- **Exercise goal**
Gather the lines below that include the string "this", copying each in full.

- **Dataset extract**

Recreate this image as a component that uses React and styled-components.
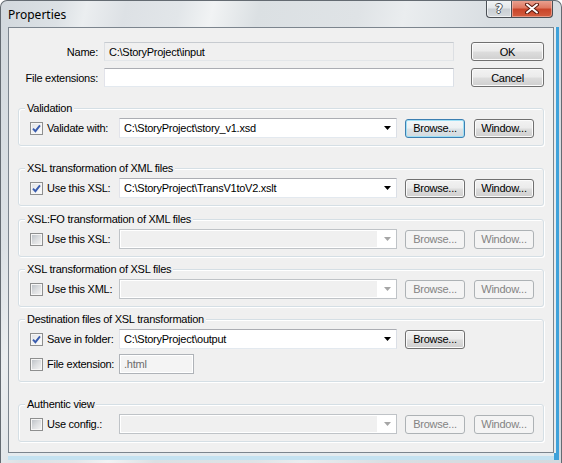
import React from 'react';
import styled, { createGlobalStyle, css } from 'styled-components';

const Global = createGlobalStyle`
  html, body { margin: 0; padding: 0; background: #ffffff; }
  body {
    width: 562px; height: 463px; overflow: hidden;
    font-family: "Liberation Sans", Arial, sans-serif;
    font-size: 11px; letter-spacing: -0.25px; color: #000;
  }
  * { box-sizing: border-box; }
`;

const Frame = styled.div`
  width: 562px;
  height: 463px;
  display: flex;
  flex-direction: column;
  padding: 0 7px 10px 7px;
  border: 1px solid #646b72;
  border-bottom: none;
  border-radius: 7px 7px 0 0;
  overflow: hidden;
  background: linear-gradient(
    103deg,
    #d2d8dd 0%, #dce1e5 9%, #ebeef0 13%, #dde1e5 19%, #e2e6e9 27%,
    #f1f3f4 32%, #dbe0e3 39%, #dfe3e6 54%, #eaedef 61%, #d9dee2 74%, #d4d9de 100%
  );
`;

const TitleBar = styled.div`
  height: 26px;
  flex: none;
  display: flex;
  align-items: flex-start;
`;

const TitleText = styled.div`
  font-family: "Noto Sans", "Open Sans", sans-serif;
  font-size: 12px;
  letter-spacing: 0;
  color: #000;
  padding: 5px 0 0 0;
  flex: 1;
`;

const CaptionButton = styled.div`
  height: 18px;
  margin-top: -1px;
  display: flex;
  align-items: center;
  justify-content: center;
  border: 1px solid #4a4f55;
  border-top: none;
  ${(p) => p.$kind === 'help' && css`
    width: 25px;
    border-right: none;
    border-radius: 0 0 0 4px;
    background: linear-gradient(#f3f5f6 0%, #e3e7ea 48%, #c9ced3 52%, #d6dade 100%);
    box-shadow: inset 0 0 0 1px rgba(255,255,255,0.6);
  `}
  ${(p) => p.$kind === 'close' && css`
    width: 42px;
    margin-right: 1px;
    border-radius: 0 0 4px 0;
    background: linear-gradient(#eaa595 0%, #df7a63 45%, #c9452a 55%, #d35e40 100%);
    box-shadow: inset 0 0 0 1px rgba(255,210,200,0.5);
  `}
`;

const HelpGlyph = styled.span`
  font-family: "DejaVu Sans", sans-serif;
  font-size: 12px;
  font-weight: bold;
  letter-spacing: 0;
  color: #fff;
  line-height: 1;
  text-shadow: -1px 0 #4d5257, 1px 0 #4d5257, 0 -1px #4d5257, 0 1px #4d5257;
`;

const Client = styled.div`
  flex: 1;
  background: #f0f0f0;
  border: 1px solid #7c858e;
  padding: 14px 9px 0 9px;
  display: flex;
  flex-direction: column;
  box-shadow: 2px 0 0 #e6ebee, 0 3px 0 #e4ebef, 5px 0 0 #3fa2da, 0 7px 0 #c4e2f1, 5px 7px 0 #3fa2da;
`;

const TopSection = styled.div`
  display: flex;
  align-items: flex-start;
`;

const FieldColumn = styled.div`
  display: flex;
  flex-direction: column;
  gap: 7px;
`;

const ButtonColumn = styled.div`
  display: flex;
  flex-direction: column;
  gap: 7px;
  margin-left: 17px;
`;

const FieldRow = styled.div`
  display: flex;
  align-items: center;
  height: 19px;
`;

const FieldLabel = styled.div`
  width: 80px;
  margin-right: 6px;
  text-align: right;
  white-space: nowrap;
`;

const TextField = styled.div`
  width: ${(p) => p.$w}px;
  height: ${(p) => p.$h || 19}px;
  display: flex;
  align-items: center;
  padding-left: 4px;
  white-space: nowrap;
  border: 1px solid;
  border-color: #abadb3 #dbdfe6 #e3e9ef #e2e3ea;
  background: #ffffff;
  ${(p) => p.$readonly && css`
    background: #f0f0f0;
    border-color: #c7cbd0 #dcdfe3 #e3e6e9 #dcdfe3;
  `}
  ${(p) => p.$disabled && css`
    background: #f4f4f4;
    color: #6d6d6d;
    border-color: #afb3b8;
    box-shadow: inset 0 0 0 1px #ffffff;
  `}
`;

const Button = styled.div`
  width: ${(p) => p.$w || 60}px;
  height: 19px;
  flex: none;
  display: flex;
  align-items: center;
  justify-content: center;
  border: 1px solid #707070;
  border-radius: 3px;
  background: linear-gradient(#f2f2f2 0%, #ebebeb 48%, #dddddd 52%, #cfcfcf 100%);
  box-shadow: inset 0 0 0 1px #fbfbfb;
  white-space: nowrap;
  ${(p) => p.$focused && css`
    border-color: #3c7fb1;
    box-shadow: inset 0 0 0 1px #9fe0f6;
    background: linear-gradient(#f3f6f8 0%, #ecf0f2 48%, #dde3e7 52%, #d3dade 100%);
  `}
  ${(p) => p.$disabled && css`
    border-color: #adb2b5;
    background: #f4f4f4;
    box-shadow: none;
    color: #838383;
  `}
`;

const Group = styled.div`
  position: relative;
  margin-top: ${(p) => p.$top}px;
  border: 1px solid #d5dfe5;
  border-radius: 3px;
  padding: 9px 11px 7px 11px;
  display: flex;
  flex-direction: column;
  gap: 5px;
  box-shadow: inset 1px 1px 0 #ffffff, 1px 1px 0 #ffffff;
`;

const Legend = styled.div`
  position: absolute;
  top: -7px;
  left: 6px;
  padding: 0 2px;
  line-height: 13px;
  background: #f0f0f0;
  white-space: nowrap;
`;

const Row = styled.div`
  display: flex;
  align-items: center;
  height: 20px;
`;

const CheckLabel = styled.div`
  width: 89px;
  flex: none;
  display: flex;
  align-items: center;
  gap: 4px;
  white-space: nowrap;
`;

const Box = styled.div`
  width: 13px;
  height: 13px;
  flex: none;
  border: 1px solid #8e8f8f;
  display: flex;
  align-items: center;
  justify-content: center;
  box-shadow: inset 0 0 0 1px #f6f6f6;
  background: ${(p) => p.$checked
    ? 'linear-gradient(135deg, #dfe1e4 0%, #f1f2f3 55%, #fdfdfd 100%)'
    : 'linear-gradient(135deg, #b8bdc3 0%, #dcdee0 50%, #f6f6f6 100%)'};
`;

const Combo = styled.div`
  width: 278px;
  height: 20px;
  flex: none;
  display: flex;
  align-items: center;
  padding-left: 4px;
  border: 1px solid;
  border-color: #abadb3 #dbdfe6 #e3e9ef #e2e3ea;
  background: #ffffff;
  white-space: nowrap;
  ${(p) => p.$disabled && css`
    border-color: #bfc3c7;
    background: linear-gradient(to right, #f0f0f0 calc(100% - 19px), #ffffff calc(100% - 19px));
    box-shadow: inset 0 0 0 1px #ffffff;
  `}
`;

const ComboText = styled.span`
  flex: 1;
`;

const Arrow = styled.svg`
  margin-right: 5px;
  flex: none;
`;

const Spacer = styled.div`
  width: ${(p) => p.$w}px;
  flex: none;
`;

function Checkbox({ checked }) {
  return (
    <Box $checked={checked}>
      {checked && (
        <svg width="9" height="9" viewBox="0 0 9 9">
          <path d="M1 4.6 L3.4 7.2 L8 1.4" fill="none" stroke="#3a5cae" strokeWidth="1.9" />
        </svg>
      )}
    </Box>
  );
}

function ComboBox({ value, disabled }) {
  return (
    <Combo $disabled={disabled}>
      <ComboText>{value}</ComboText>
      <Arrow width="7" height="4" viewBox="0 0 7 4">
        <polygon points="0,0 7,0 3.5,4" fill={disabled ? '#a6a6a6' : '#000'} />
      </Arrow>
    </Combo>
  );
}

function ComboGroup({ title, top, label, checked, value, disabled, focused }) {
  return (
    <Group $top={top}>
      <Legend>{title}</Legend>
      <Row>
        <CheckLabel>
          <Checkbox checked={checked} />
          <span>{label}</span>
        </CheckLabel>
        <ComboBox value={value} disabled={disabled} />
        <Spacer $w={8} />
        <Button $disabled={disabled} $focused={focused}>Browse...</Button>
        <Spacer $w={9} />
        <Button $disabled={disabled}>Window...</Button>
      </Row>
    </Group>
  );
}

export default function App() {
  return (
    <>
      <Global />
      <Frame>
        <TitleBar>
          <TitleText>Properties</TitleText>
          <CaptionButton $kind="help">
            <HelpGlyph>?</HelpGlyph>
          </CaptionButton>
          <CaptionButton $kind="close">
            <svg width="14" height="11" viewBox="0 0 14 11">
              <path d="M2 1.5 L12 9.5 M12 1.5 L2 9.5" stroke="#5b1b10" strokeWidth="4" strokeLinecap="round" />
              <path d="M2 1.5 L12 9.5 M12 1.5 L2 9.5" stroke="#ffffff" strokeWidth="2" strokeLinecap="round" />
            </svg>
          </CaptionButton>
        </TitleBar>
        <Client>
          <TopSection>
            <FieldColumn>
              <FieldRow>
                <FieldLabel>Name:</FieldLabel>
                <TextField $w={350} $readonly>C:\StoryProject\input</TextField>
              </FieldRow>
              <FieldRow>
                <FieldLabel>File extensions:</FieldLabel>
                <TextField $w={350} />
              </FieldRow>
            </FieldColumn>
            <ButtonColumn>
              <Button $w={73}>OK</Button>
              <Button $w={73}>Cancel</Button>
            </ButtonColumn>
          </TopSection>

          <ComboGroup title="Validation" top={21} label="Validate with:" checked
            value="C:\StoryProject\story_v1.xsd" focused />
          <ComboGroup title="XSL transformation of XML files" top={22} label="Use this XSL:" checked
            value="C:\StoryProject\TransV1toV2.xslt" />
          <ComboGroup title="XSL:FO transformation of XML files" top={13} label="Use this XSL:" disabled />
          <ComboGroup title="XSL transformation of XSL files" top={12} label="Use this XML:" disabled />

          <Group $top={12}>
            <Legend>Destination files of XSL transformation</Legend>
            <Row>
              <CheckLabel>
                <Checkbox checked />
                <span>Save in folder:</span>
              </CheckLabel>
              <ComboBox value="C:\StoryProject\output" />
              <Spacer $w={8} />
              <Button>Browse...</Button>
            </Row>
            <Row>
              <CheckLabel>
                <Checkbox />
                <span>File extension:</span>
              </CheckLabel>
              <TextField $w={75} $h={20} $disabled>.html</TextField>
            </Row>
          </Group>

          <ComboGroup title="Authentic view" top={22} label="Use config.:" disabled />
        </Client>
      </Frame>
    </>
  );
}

- **Result of the task**
Recreate this image as a component that uses React and styled-components.
          <ComboGroup title="XSL transformation of XML files" top={22} label="Use this XSL:" checked
          <ComboGroup title="XSL:FO transformation of XML files" top={13} label="Use this XSL:" disabled />
          <ComboGroup title="XSL transformation of XSL files" top={12} label="Use this XML:" disabled />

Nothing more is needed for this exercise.